Fevertree Drinks has a market cap of a little over 2.5 billion British pounts ($3.3 billion), compared to nearly $220 billion for soft drink giant Coca-Cola. The company employs an asset-light, highly-scalable business model built upon a brand-driven moat as well as outsourced bottling and distribution, which enabled a 37% annual average top-line growth alongside a superior return on capital over the past three years.

Digitalization – Domino's Pizza/Wingstop vs. McDonald's

For so long, McDonald's (MCD, Financial) had been the synonym of fast food. The golden arches also reinvented the restaurant business by introducing the franchise model driven by real estate income.

However, both Domino's Pizza (DPZ, Financial) and Wingstop (WING, Financial) appear to have brought the model to the next level, emphasizing delivery and take-out instead of dining in with a focus on the digital real estate – i.e., netizens' screens. The resulting benefits include low capital requirements and better economics per square foot for both franchisees and the companies.

Domino's Pizza and Wingstop have market caps of $15.4 billion and $3.9 billion, respectively, compared to $167.3 billion at McDonald's. Both businesses have been expanding at a double-digit annual average rate for the past couple of years, primarily driven by the increase in both same-store sales and store counts while earning a double-digit return on reinvested capital. The prospects for either of them looks quite favorable compared to McDonald's, which nowadays struggles to return to sustainable growth for its more "traditionally" fast-food setup.

A Smoke-free World – IQOS vs. Marlboro

"Our aspirational target set three years ago is that by 2025, at least 40 million adult consumers will have stopped smoking and switched to our smoke-free products. I am convinced that it is possible to completely end cigarette sales in many countries within 10 to 15 years, but for that to happen, manufacturers and governments need to work in the same direction."

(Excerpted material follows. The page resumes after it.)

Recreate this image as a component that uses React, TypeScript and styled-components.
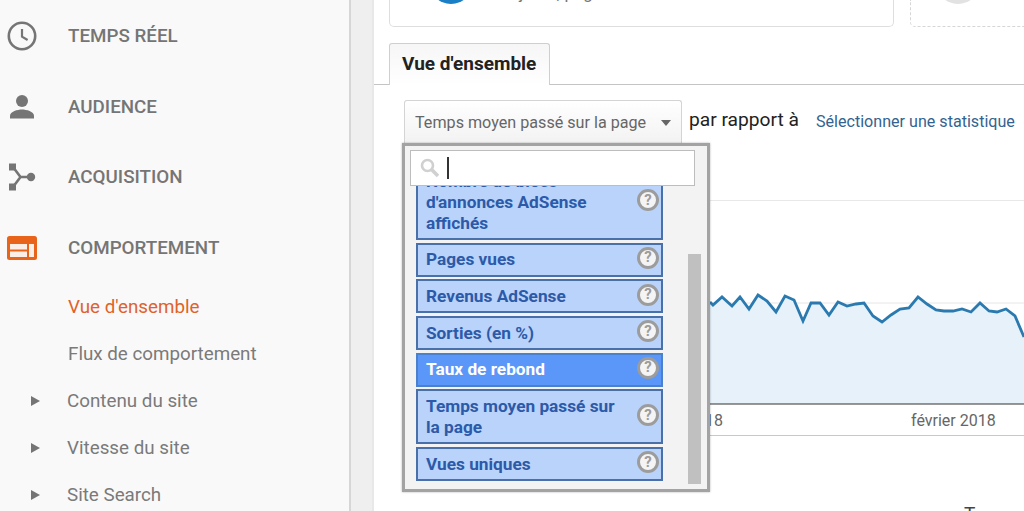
import React from 'react';
import styled, { createGlobalStyle } from 'styled-components';

const GlobalStyle = createGlobalStyle`
  html, body {
    margin: 0;
    padding: 0;
    background: #fff;
    font-family: Roboto, "Liberation Sans", sans-serif;
  }
`;

const Page = styled.div`
  display: flex;
  width: 1024px;
  height: 511px;
  overflow: hidden;
`;

const Sidebar = styled.nav`
  flex: 0 0 351px;
  box-sizing: border-box;
  padding-top: 1px;
  background: #f9f9f9;
  border-right: 2px solid #d6d6d6;
`;

const NavItem = styled.div`
  display: flex;
  align-items: center;
  height: 70.5px;
  color: #757575;
  font-size: 18.8px;
  font-weight: 500;
`;

const NavIcon = styled.span`
  display: flex;
  justify-content: center;
  width: 44px;
  margin-right: 24px;
`;

const SubItem = styled.div<{ $active?: boolean; $nested?: boolean }>`
  display: flex;
  align-items: center;
  height: 47px;
  padding-left: ${(p) => (p.$nested ? '31px' : '68px')};
  color: ${(p) => (p.$active ? '#e0622a' : '#7a7a7a')};
  font-size: 18.8px;
`;

const Arrow = styled.span`
  width: 0;
  height: 0;
  margin-right: 27px;
  border-left: 9px solid #757575;
  border-top: 5.5px solid transparent;
  border-bottom: 5.5px solid transparent;
`;

const Gutter = styled.div`
  flex: 0 0 23px;
  box-sizing: border-box;
  background: #efefef;
  border-right: 2px solid #e8e8e8;
`;

const Main = styled.main`
  position: relative;
  flex: 1;
  min-width: 0;
`;

const TopCards = styled.div`
  display: flex;
  gap: 16px;
  height: 27px;
  padding-left: 15px;
`;

const Card = styled.div<{ $dashed?: boolean }>`
  display: flex;
  align-items: flex-end;
  flex: ${(p) => (p.$dashed ? '0 0 130px' : '0 0 505px')};
  box-sizing: border-box;
  overflow: hidden;
  border: 1px ${(p) => (p.$dashed ? 'dashed #d6d6d6' : 'solid #dedede')};
  border-top: 0;
  border-radius: 0 0 5px 5px;
`;

const CardCircle = styled.span<{ $color: string; $left: number }>`
  flex: none;
  width: 44px;
  height: 44px;
  margin: 0 0 22px ${(p) => p.$left}px;
  border-radius: 50%;
  background: ${(p) => p.$color};
`;

const CardText = styled.span`
  margin: 0 0 25px 25px;
  color: #757575;
  font-size: 17px;
  line-height: 15px;
  white-space: nowrap;
`;

const TabBar = styled.div`
  display: flex;
  height: 41px;
  margin-top: 16px;
  padding-left: 15px;
  border-bottom: 1px solid #c4c4c4;
`;

const Tab = styled.div`
  display: flex;
  align-items: center;
  box-sizing: border-box;
  width: 161px;
  height: 42px;
  padding: 0 0 2px 12px;
  background: linear-gradient(#f6f6f6, #fff);
  border: 1px solid #cfcfcf;
  border-bottom: 0;
  border-radius: 3px 3px 0 0;
  color: #222;
  font-size: 19px;
  font-weight: 700;
`;

const Controls = styled.div`
  display: flex;
  align-items: flex-start;
  height: 100px;
  margin-top: 15px;
  padding-left: 30px;
`;

const MetricSelect = styled.div`
  display: flex;
  align-items: center;
  justify-content: space-between;
  box-sizing: border-box;
  width: 278px;
  height: 44px;
  padding: 0 10px 0 10px;
  background: linear-gradient(#fff, #f2f2f2);
  border: 1px solid #d4d4d4;
  border-bottom: 0;
  border-radius: 3px 3px 0 0;
  color: #666;
  font-size: 16.15px;
`;

const Caret = styled.span`
  width: 0;
  height: 0;
  border-top: 6px solid #666;
  border-left: 5.5px solid transparent;
  border-right: 5.5px solid transparent;
`;

const CompareLabel = styled.span`
  margin: 8px 0 0 7px;
  color: #222;
  font-size: 19.2px;
  line-height: 24px;
`;

const CompareLink = styled.span`
  margin: 11px 0 0 17px;
  color: #34638f;
  font-size: 16.1px;
  line-height: 22px;
`;

const ChartFrame = styled.div`
  height: 234px;
  margin-left: 28px;
  border-top: 1px solid #e8e8e8;
  border-bottom: 1px solid #c8c8c8;
`;

const ChartSvg = styled.svg`
  display: block;
  width: 622px;
  height: 234px;
`;

const NextHeading = styled.div`
  margin-top: 68px;
  padding-left: 590px;
  color: #444;
  font-size: 19px;
  line-height: 20px;
`;

const Dropdown = styled.div`
  position: absolute;
  top: 143px;
  left: 28px;
  box-sizing: border-box;
  width: 308px;
  height: 349px;
  padding: 4px 0 0 5px;
  background: #f3f3f3;
  border: 3px solid #a3a3a3;
  box-shadow: 0 0 2px rgba(0, 0, 0, 0.3);
`;

const SearchBox = styled.div`
  position: relative;
  z-index: 1;
  display: flex;
  align-items: center;
  box-sizing: border-box;
  width: 285px;
  height: 36px;
  padding-left: 8px;
  background: #fff;
  border: 1px solid #bdbdbd;
`;

const TextCursor = styled.span`
  width: 2px;
  height: 22px;
  margin-left: 6px;
  background: #333;
`;

const ListRow = styled.div`
  display: flex;
  height: 325px;
  margin-top: -22px;
  padding-left: 6px;
`;

const OptionList = styled.div`
  display: flex;
  flex-direction: column;
  gap: 2.7px;
  width: 247px;
`;

const Option = styled.div<{ $selected?: boolean }>`
  display: flex;
  align-items: center;
  justify-content: space-between;
  box-sizing: border-box;
  padding: 4.7px 2px 4.3px 8px;
  background: ${(p) => (p.$selected ? '#5a97f8' : '#b9d3fb')};
  border: 2px solid ${(p) => (p.$selected ? '#4a80cc' : '#4a70aa')};
  color: ${(p) => (p.$selected ? '#fff' : '#2c5aa8')};
  font-size: 17.25px;
  font-weight: 700;
  line-height: 21px;
`;

const OptionLabel = styled.span`
  width: 198px;
`;

const HelpIcon = styled.span`
  flex: none;
  display: flex;
  align-items: center;
  justify-content: center;
  box-sizing: border-box;
  width: 22px;
  height: 22px;
  margin-top: -4px;
  background: #f4f4f4;
  border: 3px solid #9c9c9c;
  border-radius: 50%;
  color: #9c9c9c;
  font-size: 15px;
  font-weight: 700;
  line-height: 1;
`;

const Scrollbar = styled.div`
  flex: none;
  align-self: flex-end;
  width: 13px;
  height: 230px;
  margin: 0 0 5px 25px;
  background: #c0c0c0;
`;

const ClockIcon = () => (
  <svg width="30" height="30" viewBox="0 0 30 30" fill="none" stroke="#757575">
    <circle cx="15" cy="15" r="13.2" strokeWidth="2.6" />
    <path d="M15 8v7.6l5.6 3.4" strokeWidth="2.2" />
  </svg>
);

const PersonIcon = () => (
  <svg width="26" height="26" viewBox="0 0 26 26" fill="#757575">
    <circle cx="13" cy="7" r="6" />
    <path d="M1 24.5v-2.5c0-4.4 7.6-6.4 12-6.4s12 2 12 6.4v2.5z" />
  </svg>
);

const AcquisitionIcon = () => (
  <svg width="30" height="30" viewBox="0 0 30 30" fill="#757575">
    <path d="M2 1.5h7v7H2zM2 21.5h7v7H2z" />
    <circle cx="24" cy="15" r="4.2" />
    <path d="M6 5l7.5 10L6 25M13.5 15H24" fill="none" stroke="#757575" strokeWidth="2.6" />
  </svg>
);

const BehaviorIcon = () => (
  <svg width="30" height="24" viewBox="0 0 30 24">
    <rect width="30" height="24" rx="2.5" fill="#e8641b" />
    <path d="M3 8h17v5.5H3zM3 15.5h17V21H3zM22 8h5v13h-5z" fill="#fbeee6" />
  </svg>
);

const SearchIcon = () => (
  <svg width="22" height="22" viewBox="0 0 22 22" fill="none" stroke="#d0d0d0">
    <circle cx="8.5" cy="8.5" r="5.5" strokeWidth="2.6" />
    <path d="M12.8 12.8l6.2 6.2" strokeWidth="3.6" />
  </svg>
);

const chartPoints = [
  [710, 302], [713, 305], [722, 297], [732, 306], [740, 297], [749, 309], [758, 295], [767, 301], [776, 312],
  [785, 296], [794, 300], [803, 321], [811, 303], [820, 303], [829, 315], [838, 302], [847, 306], [856, 304],
  [864, 303], [873, 316], [882, 322], [891, 315], [900, 309], [909, 308], [918, 297], [927, 304], [936, 310],
  [944, 311], [953, 311], [962, 309], [971, 312], [980, 303], [989, 311], [997, 312], [1006, 309], [1015, 316],
  [1024, 337],
];

// chart svg starts at x=402, y=201 on the page
const toChart = ([x, y]: number[]) => `${x - 402},${y - 201}`;
const linePath = chartPoints.map(toChart).join(' ');
const areaPath = `${linePath} 622,203 308,203`;

const options: { label: string; selected?: boolean }[] = [
  { label: "Nombre de blocs d'annonces AdSense affichés" },
  { label: 'Pages vues' },
  { label: 'Revenus AdSense' },
  { label: 'Sorties (en %)' },
  { label: 'Taux de rebond', selected: true },
  { label: 'Temps moyen passé sur la page' },
  { label: 'Vues uniques' },
];

export default function App() {
  return (
    <Page>
      <GlobalStyle />
      <Sidebar>
        <NavItem><NavIcon><ClockIcon /></NavIcon>TEMPS RÉEL</NavItem>
        <NavItem><NavIcon><PersonIcon /></NavIcon>AUDIENCE</NavItem>
        <NavItem><NavIcon><AcquisitionIcon /></NavIcon>ACQUISITION</NavItem>
        <NavItem><NavIcon><BehaviorIcon /></NavIcon>COMPORTEMENT</NavItem>
        <SubItem $active>Vue d'ensemble</SubItem>
        <SubItem>Flux de comportement</SubItem>
        <SubItem $nested><Arrow />Contenu du site</SubItem>
        <SubItem $nested><Arrow />Vitesse du site</SubItem>
        <SubItem $nested><Arrow />Site Search</SubItem>
      </Sidebar>
      <Gutter />
      <Main>
        <TopCards>
          <Card>
            <CardCircle $color="#1a7fc4" $left={39} />
            <CardText>Objectif, pages vues</CardText>
          </Card>
          <Card $dashed>
            <CardCircle $color="#e2e2e2" $left={25} />
          </Card>
        </TopCards>
        <TabBar>
          <Tab>Vue d'ensemble</Tab>
        </TabBar>
        <Controls>
          <MetricSelect>
            Temps moyen passé sur la page
            <Caret />
          </MetricSelect>
          <CompareLabel>par rapport à</CompareLabel>
          <CompareLink>Sélectionner une statistique</CompareLink>
        </Controls>
        <ChartFrame>
          <ChartSvg viewBox="0 0 622 234">
            <line x1="308" y1="102" x2="622" y2="102" stroke="#e6e6e6" />
            <polygon points={areaPath} fill="#e6f1f9" />
            <polyline points={linePath} fill="none" stroke="#2a7ab0" strokeWidth="2.8" />
            <line x1="308" y1="203" x2="622" y2="203" stroke="#333" strokeWidth="1.2" />
            <text x="321" y="225" textAnchor="end" fontSize="16" fill="#666" fontFamily="Roboto, sans-serif">2018</text>
            <text x="509" y="225" fontSize="16" fill="#666" fontFamily="Roboto, sans-serif">février 2018</text>
          </ChartSvg>
        </ChartFrame>
        <NextHeading>T</NextHeading>
        <Dropdown>
          <SearchBox>
            <SearchIcon />
            <TextCursor />
          </SearchBox>
          <ListRow>
            <OptionList>
              {options.map((o) => (
                <Option key={o.label} $selected={o.selected}>
                  <OptionLabel>{o.label}</OptionLabel>
                  <HelpIcon>?</HelpIcon>
                </Option>
              ))}
            </OptionList>
            <Scrollbar />
          </ListRow>
        </Dropdown>
      </Main>
    </Page>
  );
}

- Andre Calantzopoulos, CEO, Philip Morris International, Integrated Report 2019

Philip Morris International (PM, Financial) can be one of the most under-appreciated (or at least controversial) ESG names on this planet, in our opinion. With its century-old, best-selling cigarettes brand aside, the company has been investing heavily in the next generation of tobacco, providing scientifically proven better alternatives to hopefully reduce the harm caused by its traditional combustible products.

So far, the strategy has worked out well. In 2014, Philip Morris introduced IQOS, a heat-not-burn, and, therefore, so-called "reduced-risk" product, which stands for "I Quit Ordinary Smoking" and produces no second-hand smoke or ash. Fast forward to today, and IQOS already covers 57 markets worldwide with a total user base of 15.4 million, including more than 11 million who have stopped smoking and switched over. By contrast, global cigarette shipment volume appears to have experienced a secular decline.

Notably, the CEO's ambitious target of converting over 40 million smokers in aggregate by 2025 implies a vast growth runway ahead for IQOS. As of fiscal 2019, the reduced-risk portfolio (mainly the IQOS products) accounted for 18.8% of the total sales at Philip Morris and increased its revenue by more than 36% year-over-year, compared to an over 5% decline for the company's combustible products. Philip Morris, as a whole, earned 15%-20% returns on assets over the last five years.

Disclosure: The mention of any security in this article does not constitute an investment recommendation. Investors should always conduct careful analysis themselves or consult with their investment advisors before acting in the stock market. We own shares of Philip Morris, Fevertree Drinks, and Domino's Pizza.